D’où est venue l’idée du film ?
J’étais en quatrième année à la FEMIS en scénario. Chaque année, on devait écrire son scénario et celui de la quatrième année est celui de fin d’études, qui est présenté pour le diplôme, en 2014. Il m’a fallu sept, huit mois pour l’écrire. J’avais envie d’écrire une histoire d’amour en Afrique et le film vient de ce scénario de fin d’études.
Justement, cet amour trouve une universalité dans son traitement ainsi qu’une force. Quelles ont été les métamorphoses connues par cette relation aussi bien à l’écriture qu’au tournage ?

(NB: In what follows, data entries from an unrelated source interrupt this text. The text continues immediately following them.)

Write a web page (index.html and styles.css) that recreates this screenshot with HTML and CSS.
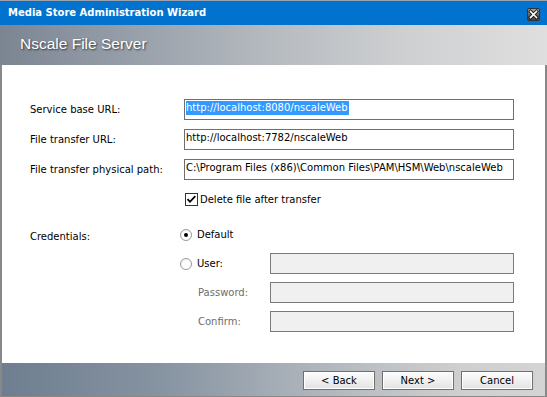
FILE: index.html
```html
<!DOCTYPE html>
<html lang="en">
<head>
    <meta charset="UTF-8">
    <title>Media Store Administration Wizard</title>
    <link rel="stylesheet" href="styles.css">
</head>
<body>
    <div class="wizard">
        <!-- Window caption -->
        <div class="titlebar">
            <span class="title">Media Store Administration Wizard</span>
            <span class="closeBtn">
                <svg width="11" height="11" viewBox="0 0 11 11">
                    <path d="M2.5 2.5 L8.5 8.5 M8.5 2.5 L2.5 8.5" stroke="#1a1a1a" stroke-width="3.4" stroke-linecap="square"/>
                    <path d="M2.5 2.5 L8.5 8.5 M8.5 2.5 L2.5 8.5" stroke="#fff" stroke-width="1.6" stroke-linecap="square"/>
                </svg>
            </span>
        </div>

        <div class="banner">
            <h1>Nscale File Server</h1>
        </div>

        <div class="page">
            <div class="row">
                <label class="label">Service base URL:</label>
                <div class="field"><span class="selected">http://localhost:8080/nscaleWeb</span></div>
            </div>
            <div class="row">
                <label class="label">File transfer URL:</label>
                <div class="field"><span>http://localhost:7782/nscaleWeb</span></div>
            </div>
            <div class="row">
                <label class="label">File transfer physical path:</label>
                <div class="field"><span>C:\Program Files (x86)\Common Files\PAM\HSM\Web\nscaleWeb</span></div>
            </div>
            <div class="row">
                <span class="label"></span>
                <span class="checkbox">
                    <svg width="11" height="11" viewBox="0 0 11 11">
                        <path d="M1.5 5.2 L4 7.8 L9.3 2.2" fill="none" stroke="#000" stroke-width="1.8"/>
                    </svg>
                </span>
                <span>Delete file after transfer</span>
            </div>

            <div class="creds">
                <span class="label">Credentials:</span>
                <span class="option"><span class="radio checked"></span>Default</span>
                <span></span>

                <span></span>
                <span class="option"><span class="radio"></span>User:</span>
                <div class="field disabled"></div>

                <span></span>
                <span class="subLabel">Password:</span>
                <div class="field disabled"></div>

                <span></span>
                <span class="subLabel">Confirm:</span>
                <div class="field disabled"></div>
            </div>
        </div>

        <div class="footer">
            <button class="btn">&lt; Back</button>
            <button class="btn">Next &gt;</button>
            <button class="btn">Cancel</button>
        </div>
    </div>
</body>
</html>
```

FILE: styles.css
```css
body {
    margin: 0;
    font-family: "DejaVu Sans", Tahoma, sans-serif;
    font-size: 10px;
    color: #000;
    background-color: #fff;
}
.wizard {
    width: 547px;
    height: 397px;
    display: flex;
    flex-direction: column;
}
.titlebar {
    height: 25px;
    box-sizing: border-box;
    border-top: 1px solid #9aa3ad;
    background-color: #0173cf;
    display: flex;
    align-items: center;
    justify-content: space-between;
    padding: 0 7px 0 8px;
}
.title {
    color: #fff;
    font-weight: bold;
    line-height: 12px;
}
.closeBtn {
    width: 13px;
    height: 13px;
    box-sizing: border-box;
    border: 1px solid #333;
    border-radius: 2px;
    background: linear-gradient(#a8a8a8, #5a5a5a 60%, #454545);
    display: flex;
    align-items: center;
    justify-content: center;
    margin-top: 2px;
}
.banner {
    height: 40px;
    box-sizing: border-box;
    padding: 10px 0 0 20px;
    background: linear-gradient(to right, #7b8592 0%, #98a0aa 25%, #b6bbc0 50%, #cfd0d2 75%, #dfdfdf 100%);
}
.banner h1 {
    margin: 0;
    font-family: "Liberation Sans", Arial, sans-serif;
    font-size: 15.5px;
    font-weight: normal;
    line-height: 18px;
    color: #fff;
    text-shadow: 1px 1px 2px rgba(0, 0, 0, 0.65);
}
.page {
    flex: 1;
    border-left: 2px solid #888;
    border-right: 2px solid #888;
    padding: 34px 0 0 28px;
}
.row {
    display: flex;
    align-items: center;
    height: 21px;
    margin-bottom: 9px;
}
.label {
    width: 154px;
    flex-shrink: 0;
}
.field {
    width: 330px;
    height: 21px;
    box-sizing: border-box;
    border: 1px solid #6f6f6f;
    background-color: #fff;
    padding: 1px 0 0 1px;
    white-space: nowrap;
    overflow: hidden;
}
.field span {
    display: inline-block;
    height: 14px;
    line-height: 14px;
    padding-right: 1px;
}
.field .selected {
    background-color: #3399ff;
    color: #fff;
}
.field.disabled {
    width: 244px;
    background-color: #f0f0f0;
    border-color: #7a7a7a;
}
.checkbox {
    width: 13px;
    height: 13px;
    box-sizing: border-box;
    border: 1px solid #333;
    background-color: #fff;
    margin: 0 2px 0 1px;
    display: flex;
    align-items: center;
    justify-content: center;
}
.creds {
    margin-top: 14px;
    display: grid;
    grid-template-columns: 150px 90px 244px;
    grid-auto-rows: 21px;
    row-gap: 8px;
    align-items: center;
}
.creds .label {
    width: auto;
    padding-top: 3px;
}
.option {
    display: flex;
    align-items: center;
}
.radio {
    width: 12px;
    height: 12px;
    box-sizing: border-box;
    border: 1px solid #9a9a9a;
    border-radius: 50%;
    background: radial-gradient(circle at 60% 60%, #fff 45%, #e6e6e6 100%);
    margin-right: 5px;
    display: flex;
    align-items: center;
    justify-content: center;
}
.radio.checked::after {
    content: "";
    width: 4px;
    height: 4px;
    border-radius: 50%;
    background-color: #000;
}
.subLabel {
    padding-left: 18px;
    color: #6d6d6d;
}
.footer {
    height: 34px;
    box-sizing: border-box;
    border: 2px solid #888;
    border-top: none;
    border-bottom-width: 1px;
    padding: 8px 12px 0 0;
    display: flex;
    justify-content: flex-end;
    align-items: flex-start;
    gap: 7px;
    background: linear-gradient(to right, #6e7e90 0%, #8794a2 30%, #a4acb5 50%, #bcc0c4 68%, #cfcfcf 85%, #d4d4d4 100%);
}
.btn {
    width: 72px;
    height: 19px;
    border: 1px solid #707070;
    border-radius: 0;
    background: linear-gradient(#fdfdfd, #f0f0f0 50%, #e2e2e2);
    box-shadow: inset 0 0 0 1px #fff;
    font-family: "DejaVu Sans", Tahoma, sans-serif;
    font-size: 10px;
    color: #000;
    padding: 0;
    line-height: 17px;
}
```
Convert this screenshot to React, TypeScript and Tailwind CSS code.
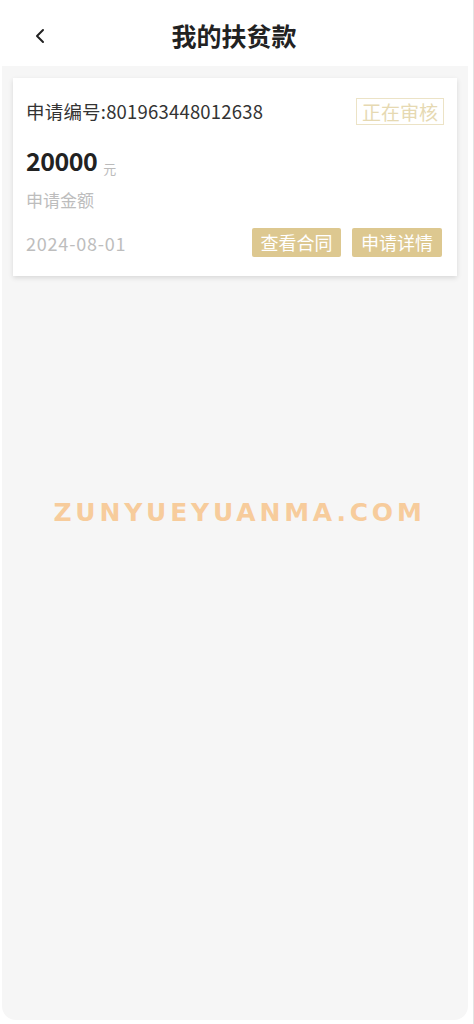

Vu que l’écriture date de 2014, cela a beaucoup changé. Ça a toujours été une histoire d’amour , j’ai toujours voulu que ce soit Banel et Adama, Banel en tant que personnage mythique inspiré de Phèdre, Lady Macbeth et Médée surtout. Je voulais un personnage complexe, antipathique, fort et en colère mais je voulais aussi conserver l’histoire d’amour. Cette histoire d’amour a surtout servi de prétexte pour raconter une histoire de femmes.
Quel a été le travail avec votre casting, composé si je ne me trompe pas de non professionnels ?
C’est ça, le casting entier est composé d’acteurs non professionnels. On a fait un énorme casting dans le Fouta pendant 5 mois. Ils sont tous venus pour cet appel à casting à part Banel, jouée par Khady Mane. J’ai eu du mal à la trouver jusqu’à un mois avant le tournage en marchant par hasard dans la rue.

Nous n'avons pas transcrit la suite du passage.